* BEGIN DATA SECTION *

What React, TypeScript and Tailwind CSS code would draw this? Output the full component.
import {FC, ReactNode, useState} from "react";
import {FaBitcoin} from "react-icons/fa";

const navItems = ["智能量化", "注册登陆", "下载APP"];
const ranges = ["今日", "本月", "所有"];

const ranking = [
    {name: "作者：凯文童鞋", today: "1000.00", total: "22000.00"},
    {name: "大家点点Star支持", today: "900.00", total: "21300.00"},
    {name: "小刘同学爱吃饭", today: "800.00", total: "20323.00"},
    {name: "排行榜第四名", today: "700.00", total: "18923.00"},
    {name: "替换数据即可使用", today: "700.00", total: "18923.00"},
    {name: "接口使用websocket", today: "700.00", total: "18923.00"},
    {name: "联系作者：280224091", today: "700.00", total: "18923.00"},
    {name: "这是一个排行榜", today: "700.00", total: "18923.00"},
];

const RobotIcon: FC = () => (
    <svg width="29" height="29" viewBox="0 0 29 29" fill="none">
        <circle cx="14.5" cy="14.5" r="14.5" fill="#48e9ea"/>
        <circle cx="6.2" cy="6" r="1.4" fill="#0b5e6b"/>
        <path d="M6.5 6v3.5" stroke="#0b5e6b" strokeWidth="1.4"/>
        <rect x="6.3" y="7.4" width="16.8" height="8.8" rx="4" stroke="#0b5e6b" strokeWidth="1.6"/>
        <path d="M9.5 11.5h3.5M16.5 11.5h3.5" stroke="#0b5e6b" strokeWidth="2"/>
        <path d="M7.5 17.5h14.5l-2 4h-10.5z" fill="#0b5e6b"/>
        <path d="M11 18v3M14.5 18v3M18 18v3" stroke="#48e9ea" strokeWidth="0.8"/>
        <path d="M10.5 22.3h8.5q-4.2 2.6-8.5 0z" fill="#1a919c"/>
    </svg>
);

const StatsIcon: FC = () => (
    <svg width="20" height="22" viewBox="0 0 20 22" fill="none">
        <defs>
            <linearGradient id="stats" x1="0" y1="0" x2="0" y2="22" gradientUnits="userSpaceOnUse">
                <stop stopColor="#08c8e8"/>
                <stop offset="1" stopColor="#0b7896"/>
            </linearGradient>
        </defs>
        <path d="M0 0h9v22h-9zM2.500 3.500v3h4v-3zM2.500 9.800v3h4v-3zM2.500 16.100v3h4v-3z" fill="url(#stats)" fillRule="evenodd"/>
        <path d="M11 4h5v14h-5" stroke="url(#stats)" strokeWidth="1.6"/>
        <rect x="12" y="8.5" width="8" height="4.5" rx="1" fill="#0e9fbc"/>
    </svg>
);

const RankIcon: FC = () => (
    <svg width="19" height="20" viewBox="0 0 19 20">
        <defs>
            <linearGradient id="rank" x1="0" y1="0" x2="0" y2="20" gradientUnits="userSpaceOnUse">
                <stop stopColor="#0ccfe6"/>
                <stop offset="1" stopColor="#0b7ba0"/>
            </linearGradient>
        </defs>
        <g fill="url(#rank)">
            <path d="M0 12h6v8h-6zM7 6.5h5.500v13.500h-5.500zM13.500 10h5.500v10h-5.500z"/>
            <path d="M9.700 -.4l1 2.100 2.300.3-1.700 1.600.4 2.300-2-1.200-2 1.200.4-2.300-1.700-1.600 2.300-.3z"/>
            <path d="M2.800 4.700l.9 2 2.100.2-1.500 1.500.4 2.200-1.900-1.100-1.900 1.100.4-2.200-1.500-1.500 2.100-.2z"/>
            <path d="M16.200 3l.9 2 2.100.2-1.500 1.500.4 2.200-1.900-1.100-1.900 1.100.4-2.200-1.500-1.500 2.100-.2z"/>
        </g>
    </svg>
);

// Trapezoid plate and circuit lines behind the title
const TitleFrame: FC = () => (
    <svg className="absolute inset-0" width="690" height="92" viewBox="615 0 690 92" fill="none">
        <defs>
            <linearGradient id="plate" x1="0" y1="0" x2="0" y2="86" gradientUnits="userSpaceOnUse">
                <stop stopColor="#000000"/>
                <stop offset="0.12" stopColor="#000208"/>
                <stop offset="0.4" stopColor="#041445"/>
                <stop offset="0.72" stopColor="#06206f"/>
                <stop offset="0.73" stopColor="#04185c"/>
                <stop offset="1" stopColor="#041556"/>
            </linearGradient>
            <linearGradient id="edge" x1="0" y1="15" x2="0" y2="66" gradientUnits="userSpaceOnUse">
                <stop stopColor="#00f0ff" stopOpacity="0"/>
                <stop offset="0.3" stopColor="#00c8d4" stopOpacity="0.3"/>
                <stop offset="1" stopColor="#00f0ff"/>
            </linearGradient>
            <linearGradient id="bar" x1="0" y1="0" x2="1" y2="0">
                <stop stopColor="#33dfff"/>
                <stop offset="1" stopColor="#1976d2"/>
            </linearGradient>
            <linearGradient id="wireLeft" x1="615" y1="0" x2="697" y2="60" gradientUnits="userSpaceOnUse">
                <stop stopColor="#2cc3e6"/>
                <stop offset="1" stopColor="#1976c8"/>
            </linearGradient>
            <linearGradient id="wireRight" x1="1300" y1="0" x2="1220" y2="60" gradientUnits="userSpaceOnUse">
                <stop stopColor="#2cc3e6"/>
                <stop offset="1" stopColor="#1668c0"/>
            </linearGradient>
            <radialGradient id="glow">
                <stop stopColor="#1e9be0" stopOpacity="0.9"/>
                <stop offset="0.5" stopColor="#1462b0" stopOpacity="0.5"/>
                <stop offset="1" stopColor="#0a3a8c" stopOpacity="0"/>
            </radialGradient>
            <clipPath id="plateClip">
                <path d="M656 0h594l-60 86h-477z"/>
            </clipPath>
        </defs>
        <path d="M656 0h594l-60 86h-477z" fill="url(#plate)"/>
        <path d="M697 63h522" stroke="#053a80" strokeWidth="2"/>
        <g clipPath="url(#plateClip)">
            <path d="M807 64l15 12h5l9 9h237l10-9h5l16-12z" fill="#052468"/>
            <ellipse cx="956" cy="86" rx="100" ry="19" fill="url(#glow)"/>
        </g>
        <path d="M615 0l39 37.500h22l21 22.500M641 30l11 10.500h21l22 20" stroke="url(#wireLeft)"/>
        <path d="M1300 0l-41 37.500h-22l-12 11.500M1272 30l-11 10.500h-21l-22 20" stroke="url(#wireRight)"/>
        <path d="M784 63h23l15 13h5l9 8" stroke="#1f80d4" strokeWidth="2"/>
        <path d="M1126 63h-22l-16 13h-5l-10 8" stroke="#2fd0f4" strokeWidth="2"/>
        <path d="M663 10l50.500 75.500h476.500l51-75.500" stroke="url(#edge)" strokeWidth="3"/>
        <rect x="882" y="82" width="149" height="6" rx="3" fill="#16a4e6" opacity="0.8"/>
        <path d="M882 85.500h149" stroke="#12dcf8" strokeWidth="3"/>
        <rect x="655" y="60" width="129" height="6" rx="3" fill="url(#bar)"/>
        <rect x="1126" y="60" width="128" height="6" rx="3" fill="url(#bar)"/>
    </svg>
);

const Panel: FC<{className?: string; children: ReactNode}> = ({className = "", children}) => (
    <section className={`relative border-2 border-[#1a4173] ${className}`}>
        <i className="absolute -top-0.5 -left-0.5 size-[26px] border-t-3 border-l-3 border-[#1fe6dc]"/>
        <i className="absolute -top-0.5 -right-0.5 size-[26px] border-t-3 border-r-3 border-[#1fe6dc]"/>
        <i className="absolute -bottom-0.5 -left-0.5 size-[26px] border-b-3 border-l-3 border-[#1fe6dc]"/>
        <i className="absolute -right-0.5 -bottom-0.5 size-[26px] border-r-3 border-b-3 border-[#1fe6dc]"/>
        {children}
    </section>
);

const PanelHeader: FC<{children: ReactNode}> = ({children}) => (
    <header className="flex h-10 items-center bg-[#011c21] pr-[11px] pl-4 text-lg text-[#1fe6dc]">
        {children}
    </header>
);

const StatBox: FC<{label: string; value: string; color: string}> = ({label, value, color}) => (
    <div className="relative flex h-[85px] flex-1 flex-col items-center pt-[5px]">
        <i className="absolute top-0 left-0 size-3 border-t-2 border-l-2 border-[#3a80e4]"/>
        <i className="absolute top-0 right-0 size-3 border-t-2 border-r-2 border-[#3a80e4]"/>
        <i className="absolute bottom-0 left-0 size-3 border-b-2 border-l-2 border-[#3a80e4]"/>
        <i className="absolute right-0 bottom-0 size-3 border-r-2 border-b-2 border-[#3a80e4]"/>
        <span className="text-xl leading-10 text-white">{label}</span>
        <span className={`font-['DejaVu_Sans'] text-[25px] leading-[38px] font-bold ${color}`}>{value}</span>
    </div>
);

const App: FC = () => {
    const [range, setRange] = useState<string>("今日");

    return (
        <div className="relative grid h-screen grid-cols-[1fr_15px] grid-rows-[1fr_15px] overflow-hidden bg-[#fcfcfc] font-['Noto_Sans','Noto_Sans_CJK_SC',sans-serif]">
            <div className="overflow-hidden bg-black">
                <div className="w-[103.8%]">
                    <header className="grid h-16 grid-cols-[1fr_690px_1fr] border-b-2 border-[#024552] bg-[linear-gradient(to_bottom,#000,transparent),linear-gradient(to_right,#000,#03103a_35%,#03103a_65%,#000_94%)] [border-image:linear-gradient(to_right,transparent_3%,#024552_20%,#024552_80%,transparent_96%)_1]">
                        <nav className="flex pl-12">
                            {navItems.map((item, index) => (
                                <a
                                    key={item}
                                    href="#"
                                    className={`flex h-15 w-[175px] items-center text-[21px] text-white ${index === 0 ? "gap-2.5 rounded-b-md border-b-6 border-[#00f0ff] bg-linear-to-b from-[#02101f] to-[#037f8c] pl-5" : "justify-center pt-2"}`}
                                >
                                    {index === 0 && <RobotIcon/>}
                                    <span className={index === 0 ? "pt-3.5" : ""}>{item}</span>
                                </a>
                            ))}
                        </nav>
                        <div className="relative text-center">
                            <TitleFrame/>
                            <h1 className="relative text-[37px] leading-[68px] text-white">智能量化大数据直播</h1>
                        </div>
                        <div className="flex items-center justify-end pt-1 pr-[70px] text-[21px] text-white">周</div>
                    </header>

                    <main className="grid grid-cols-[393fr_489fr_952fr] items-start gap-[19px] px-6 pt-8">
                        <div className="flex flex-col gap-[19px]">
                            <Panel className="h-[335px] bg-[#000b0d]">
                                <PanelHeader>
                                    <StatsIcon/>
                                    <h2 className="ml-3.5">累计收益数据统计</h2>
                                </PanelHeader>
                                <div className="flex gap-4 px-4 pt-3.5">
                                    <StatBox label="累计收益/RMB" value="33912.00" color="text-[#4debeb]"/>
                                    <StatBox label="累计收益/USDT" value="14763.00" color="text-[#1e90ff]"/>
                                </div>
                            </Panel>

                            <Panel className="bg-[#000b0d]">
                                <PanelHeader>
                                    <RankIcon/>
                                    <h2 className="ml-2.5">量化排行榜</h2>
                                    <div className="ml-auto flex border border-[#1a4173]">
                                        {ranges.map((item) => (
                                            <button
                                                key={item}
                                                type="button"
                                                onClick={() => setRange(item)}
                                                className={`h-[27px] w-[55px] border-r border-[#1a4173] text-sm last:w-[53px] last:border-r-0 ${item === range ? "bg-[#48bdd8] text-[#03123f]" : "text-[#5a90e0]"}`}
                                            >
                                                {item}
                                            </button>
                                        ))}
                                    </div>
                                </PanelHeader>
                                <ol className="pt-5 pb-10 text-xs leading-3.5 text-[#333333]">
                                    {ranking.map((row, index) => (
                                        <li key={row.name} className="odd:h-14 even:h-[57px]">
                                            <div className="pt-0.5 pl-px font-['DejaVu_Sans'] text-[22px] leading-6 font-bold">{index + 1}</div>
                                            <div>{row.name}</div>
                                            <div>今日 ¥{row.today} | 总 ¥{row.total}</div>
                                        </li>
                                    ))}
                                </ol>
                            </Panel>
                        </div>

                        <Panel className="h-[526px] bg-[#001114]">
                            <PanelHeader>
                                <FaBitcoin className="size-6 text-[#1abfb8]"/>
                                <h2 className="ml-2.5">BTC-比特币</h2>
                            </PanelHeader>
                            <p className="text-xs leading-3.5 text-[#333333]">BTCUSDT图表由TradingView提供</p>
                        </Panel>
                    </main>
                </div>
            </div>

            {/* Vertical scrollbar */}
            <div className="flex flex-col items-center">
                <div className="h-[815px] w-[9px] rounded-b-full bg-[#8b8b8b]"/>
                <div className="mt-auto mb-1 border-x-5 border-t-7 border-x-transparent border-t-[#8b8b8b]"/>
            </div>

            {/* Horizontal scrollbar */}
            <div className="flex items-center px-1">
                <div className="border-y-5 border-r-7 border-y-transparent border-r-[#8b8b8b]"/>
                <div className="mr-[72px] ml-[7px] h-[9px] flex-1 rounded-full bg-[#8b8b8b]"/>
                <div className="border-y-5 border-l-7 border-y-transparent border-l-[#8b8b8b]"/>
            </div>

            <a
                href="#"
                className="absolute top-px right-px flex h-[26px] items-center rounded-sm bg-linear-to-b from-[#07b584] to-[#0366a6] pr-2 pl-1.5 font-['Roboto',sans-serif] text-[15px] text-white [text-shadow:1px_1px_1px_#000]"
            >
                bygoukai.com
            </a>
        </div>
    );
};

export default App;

* END DATA SECTION *

• **GIVEN INSTRUCTION**:
Where a line of the data holds "full", show that line.

• **WORKED ANSWER**:
What React, TypeScript and Tailwind CSS code would draw this? Output the full component.
                <div className="h-[815px] w-[9px] rounded-b-full bg-[#8b8b8b]"/>
                <div className="mr-[72px] ml-[7px] h-[9px] flex-1 rounded-full bg-[#8b8b8b]"/>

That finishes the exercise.